The place of honor in any treatment of Praxiteles must be given to the Hermes with the infant Dionysus on his arm. This statue was found on May 8, 1877, in the Temple of Hera at Olympia, lying in front of its pedestal. Here it had stood when Pausanias  saw it and recorded that it was the work of Praxiteles. The legs of Hermes below the knees have been restored in plaster (only the right foot being antique), and so have the arms of Dionysus. Except for the loss of the right arm and the lower legs, the figure of Hermes is in admirable preservation, the surface being uninjured.

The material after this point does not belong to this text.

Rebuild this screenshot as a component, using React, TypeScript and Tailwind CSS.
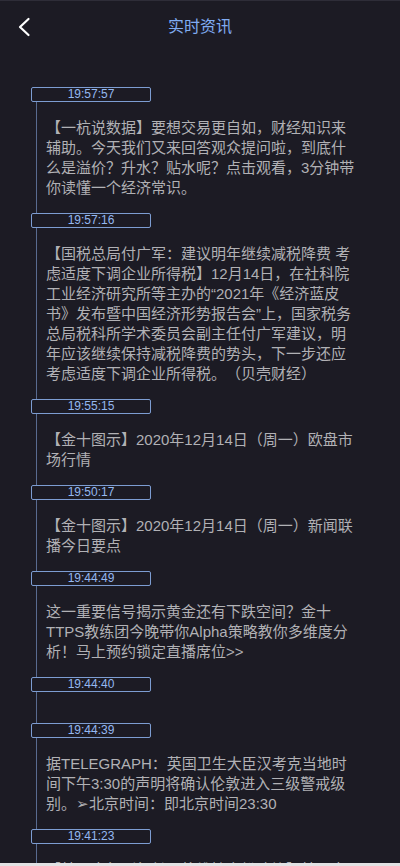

Hermes is taking the new-born Dionysus to the Nymphs to be reared by them. Pausing on his way, he has thrown his mantle over a convenient tree-trunk and leans upon it with the arm that holds the child. In his closed left hand he doubtless carried his herald's wand; the lost right hand must have held up some object –  bunch of grapes or what-not – for the entertainment of the little god. The latter is not truthfully proportioned; in common with almost all sculptors before the time of Alexander, Praxiteles seems to have paid very little attention to the characteristic forms of infancy. But the Hermes is of unapproachable perfection. His symmetrical figure, which looks slender in comparison with the Doryphorus of Polyclitus, is athletic without exaggeration, and is modeled with faultless skill.